Marco Polo in the Pamirs

Marco Polo and his father and uncle passed through the Pamirs, a rugged mountain range with huge glaciers and many peaks over 20,000 feet, to reach Kashgar in China. Marco Polo was the first Westerner to mention the Pamirs, which he said "is the highest place in the world." Today the Pamirs are often called "The Roof of the World." [Sources: Mike Edwards, National Geographic, May 2001, June 2001, July 2001 **]

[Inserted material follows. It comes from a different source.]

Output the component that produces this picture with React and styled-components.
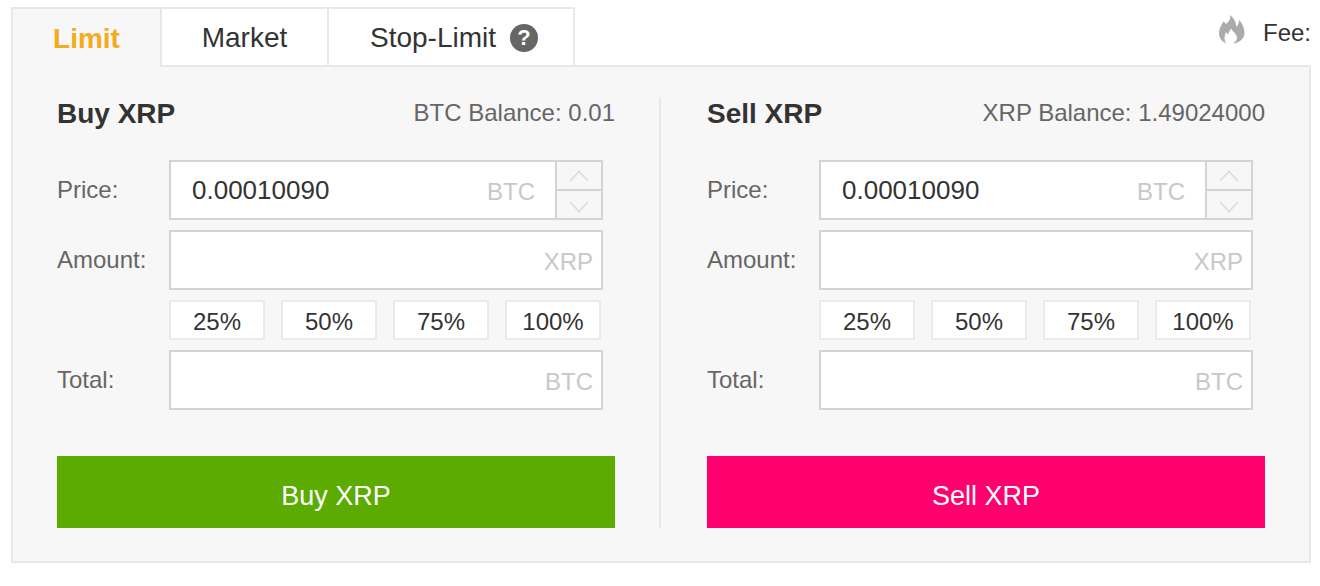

It is believed the Polos traveled through Wakhan — the long valley in present-day Afghanistan that divides the Pamirs from the Hindu Kush and reaches across to China — and may have entered present-day Tajikistan, where the bulk of the Pamirs are located. The journey through the Pamirs was the most difficult leg of the Polo's journey. It took them nearly two months to traverse 250 miles. On the 15,000 foot passes they traversed, Marco Polo wrote, "Fire is not so bright" and "things are not well cooked." The Polos may have been delayed by blizzards, avalanches and landslides. **

"Wild game of every sort abounds" in the Pamirs, Polo wrote. "There are great quantities of wild sheep of huge size...Their horns grow to as much as six palms in length and are never less than four. From these horns the shepherds make big bowls from which they feed, and also fences to keep in their flocks." The Marco Polo sheep is named after Marco Polo because he was the first to describe it. Known for its wide spreading horns, it and the argali of Mongolia are the largest members of the sheep family. **

Marco Polo in Western China


western China near Turpan

After passing through the Pamirs, Marco Polo entered western China near Tazkoragan, near where China, Afghanistan and Tajikistan meet, and traveled to Kashgar. At this point in their journey the Polos had been traveling for about two years and had covered around 5,000 miles and still had 2,600 miles to go before they reached their goal: Shangdu (Xanadu), not so far from Beijing. The Polos followed the Silk Road caravan route through China. They stopped in Kashgar and then crossed the Taklamakan Desert to the north-central Chinese towns of Dunhaung, Nanhu, Anxi, Yumen, Jiayuguan and Zhangye and finally Shangdu. [Sources: Mike Edwards, National Geographic, May 2001, June 2001, July 2001]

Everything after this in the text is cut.